Working from the data below, reproduce exactly the lines starting at the one that holds "Reproduce this screenshot" and ending at the one that holds "import React from". Pictures are excluded.
Start of Provided material
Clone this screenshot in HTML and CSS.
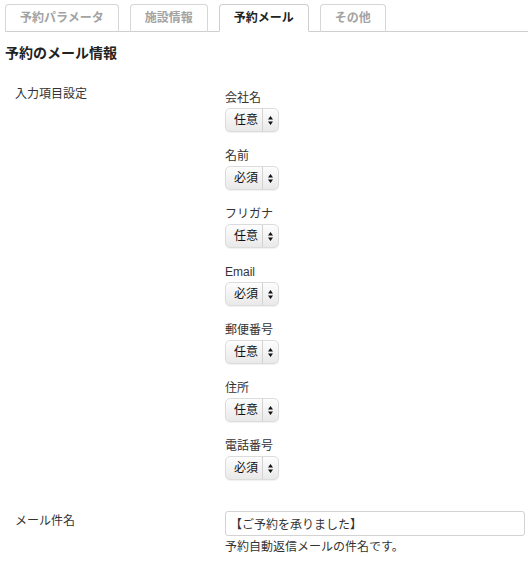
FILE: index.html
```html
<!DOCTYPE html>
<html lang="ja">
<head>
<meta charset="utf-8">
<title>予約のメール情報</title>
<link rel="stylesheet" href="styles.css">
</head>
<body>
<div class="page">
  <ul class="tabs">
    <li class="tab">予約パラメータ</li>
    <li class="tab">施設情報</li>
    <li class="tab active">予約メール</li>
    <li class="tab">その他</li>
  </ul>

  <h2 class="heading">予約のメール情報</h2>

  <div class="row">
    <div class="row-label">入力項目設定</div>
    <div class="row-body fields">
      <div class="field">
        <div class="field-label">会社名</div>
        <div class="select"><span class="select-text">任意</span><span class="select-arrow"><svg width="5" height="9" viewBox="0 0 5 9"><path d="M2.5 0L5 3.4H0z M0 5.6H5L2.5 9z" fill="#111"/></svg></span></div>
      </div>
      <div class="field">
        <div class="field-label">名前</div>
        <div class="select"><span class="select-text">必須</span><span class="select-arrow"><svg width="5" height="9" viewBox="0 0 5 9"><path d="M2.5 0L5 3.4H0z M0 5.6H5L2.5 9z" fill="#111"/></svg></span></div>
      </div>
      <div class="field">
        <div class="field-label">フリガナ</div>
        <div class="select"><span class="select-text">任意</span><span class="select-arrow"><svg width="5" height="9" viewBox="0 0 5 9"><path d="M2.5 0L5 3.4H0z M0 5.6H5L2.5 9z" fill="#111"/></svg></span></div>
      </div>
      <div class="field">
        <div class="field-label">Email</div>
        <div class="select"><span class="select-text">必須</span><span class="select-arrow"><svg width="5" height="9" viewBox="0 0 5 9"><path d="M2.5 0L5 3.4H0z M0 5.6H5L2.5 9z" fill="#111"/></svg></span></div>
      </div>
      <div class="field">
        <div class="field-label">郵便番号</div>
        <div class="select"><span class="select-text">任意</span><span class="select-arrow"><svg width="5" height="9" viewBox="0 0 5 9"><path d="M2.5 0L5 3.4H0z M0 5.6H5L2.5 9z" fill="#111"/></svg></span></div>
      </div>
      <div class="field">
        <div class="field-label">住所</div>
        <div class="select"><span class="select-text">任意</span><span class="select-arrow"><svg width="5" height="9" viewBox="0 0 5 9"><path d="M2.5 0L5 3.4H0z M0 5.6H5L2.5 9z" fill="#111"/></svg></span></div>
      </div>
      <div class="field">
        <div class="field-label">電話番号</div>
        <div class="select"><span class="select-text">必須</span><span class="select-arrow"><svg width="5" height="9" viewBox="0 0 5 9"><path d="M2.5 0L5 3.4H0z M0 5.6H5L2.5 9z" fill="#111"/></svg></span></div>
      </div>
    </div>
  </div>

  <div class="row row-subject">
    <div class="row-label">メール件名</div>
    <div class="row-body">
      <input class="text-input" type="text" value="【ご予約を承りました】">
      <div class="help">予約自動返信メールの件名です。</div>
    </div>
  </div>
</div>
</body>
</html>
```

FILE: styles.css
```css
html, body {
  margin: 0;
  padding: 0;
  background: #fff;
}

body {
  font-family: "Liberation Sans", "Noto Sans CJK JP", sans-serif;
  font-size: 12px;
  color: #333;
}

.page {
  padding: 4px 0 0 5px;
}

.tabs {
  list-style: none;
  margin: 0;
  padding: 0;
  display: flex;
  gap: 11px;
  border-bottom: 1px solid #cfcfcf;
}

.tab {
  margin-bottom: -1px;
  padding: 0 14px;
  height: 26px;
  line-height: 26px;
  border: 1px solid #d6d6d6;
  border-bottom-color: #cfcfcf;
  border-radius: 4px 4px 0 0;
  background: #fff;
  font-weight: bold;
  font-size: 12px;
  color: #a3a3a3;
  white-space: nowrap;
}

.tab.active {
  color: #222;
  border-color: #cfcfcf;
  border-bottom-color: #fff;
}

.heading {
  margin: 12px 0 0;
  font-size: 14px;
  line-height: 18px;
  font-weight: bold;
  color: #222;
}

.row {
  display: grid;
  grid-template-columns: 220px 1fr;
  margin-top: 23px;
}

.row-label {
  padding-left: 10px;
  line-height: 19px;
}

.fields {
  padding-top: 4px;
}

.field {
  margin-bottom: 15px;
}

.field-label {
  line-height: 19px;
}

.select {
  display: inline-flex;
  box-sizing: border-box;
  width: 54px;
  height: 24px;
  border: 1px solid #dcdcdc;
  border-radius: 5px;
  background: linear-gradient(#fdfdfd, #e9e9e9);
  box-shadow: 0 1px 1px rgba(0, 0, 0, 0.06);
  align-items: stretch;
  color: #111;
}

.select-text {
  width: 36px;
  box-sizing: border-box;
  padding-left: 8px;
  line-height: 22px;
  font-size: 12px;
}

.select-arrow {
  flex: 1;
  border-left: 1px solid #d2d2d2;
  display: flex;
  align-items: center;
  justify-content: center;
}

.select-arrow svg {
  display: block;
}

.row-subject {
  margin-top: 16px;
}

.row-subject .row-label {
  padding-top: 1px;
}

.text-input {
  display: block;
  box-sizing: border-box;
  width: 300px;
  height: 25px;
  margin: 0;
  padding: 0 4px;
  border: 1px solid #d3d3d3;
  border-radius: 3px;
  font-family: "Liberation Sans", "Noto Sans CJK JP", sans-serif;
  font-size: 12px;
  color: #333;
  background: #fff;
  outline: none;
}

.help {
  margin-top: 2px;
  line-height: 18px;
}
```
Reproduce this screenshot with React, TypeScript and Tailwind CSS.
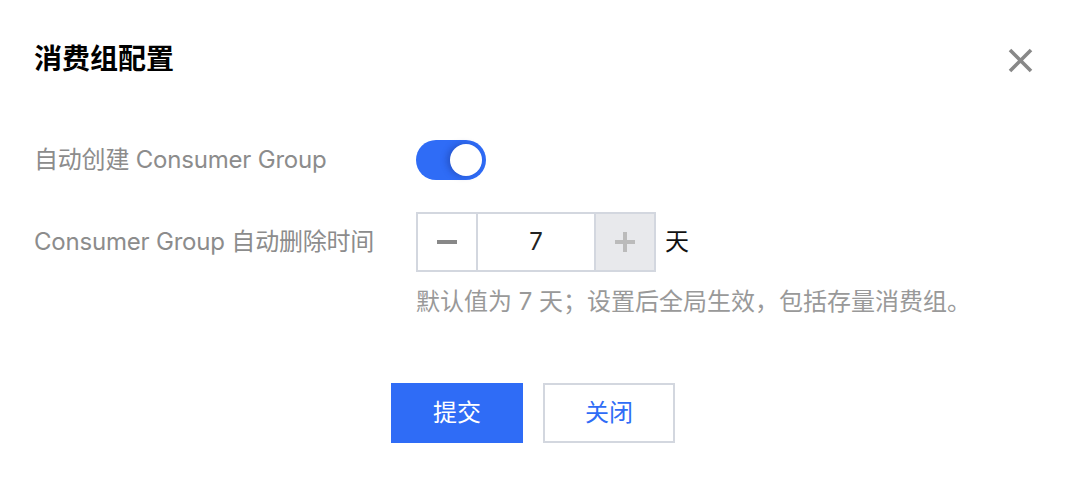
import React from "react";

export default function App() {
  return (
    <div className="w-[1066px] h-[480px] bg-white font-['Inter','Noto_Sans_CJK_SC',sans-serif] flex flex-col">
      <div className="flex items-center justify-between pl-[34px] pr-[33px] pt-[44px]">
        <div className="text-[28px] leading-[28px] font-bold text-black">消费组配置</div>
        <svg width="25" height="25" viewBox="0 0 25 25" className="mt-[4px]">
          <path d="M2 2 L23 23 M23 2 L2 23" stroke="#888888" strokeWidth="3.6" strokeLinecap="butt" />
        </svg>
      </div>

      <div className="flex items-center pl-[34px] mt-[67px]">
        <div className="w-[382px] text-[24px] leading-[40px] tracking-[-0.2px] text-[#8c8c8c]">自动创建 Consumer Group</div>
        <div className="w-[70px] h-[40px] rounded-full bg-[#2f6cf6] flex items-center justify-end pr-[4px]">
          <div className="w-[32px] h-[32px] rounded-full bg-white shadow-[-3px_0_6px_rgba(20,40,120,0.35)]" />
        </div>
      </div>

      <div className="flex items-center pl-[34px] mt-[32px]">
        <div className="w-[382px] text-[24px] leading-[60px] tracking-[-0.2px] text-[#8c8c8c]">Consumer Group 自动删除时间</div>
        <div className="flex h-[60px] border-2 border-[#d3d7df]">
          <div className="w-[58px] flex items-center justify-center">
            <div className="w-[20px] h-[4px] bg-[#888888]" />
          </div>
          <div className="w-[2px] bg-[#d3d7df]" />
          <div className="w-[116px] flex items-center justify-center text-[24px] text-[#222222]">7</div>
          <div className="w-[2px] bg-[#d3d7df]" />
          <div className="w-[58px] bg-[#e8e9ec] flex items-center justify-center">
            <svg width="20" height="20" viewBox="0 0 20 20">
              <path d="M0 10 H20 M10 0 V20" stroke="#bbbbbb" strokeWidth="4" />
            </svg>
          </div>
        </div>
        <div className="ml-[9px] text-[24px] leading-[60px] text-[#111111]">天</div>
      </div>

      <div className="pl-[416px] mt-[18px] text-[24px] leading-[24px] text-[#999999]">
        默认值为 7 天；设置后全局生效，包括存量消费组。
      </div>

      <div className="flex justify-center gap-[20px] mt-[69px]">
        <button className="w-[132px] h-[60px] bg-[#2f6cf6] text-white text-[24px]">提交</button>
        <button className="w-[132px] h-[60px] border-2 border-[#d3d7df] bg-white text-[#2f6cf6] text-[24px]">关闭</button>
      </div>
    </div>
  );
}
End of Provided material
- [Reply]:
Reproduce this screenshot with React, TypeScript and Tailwind CSS.
import React from "react";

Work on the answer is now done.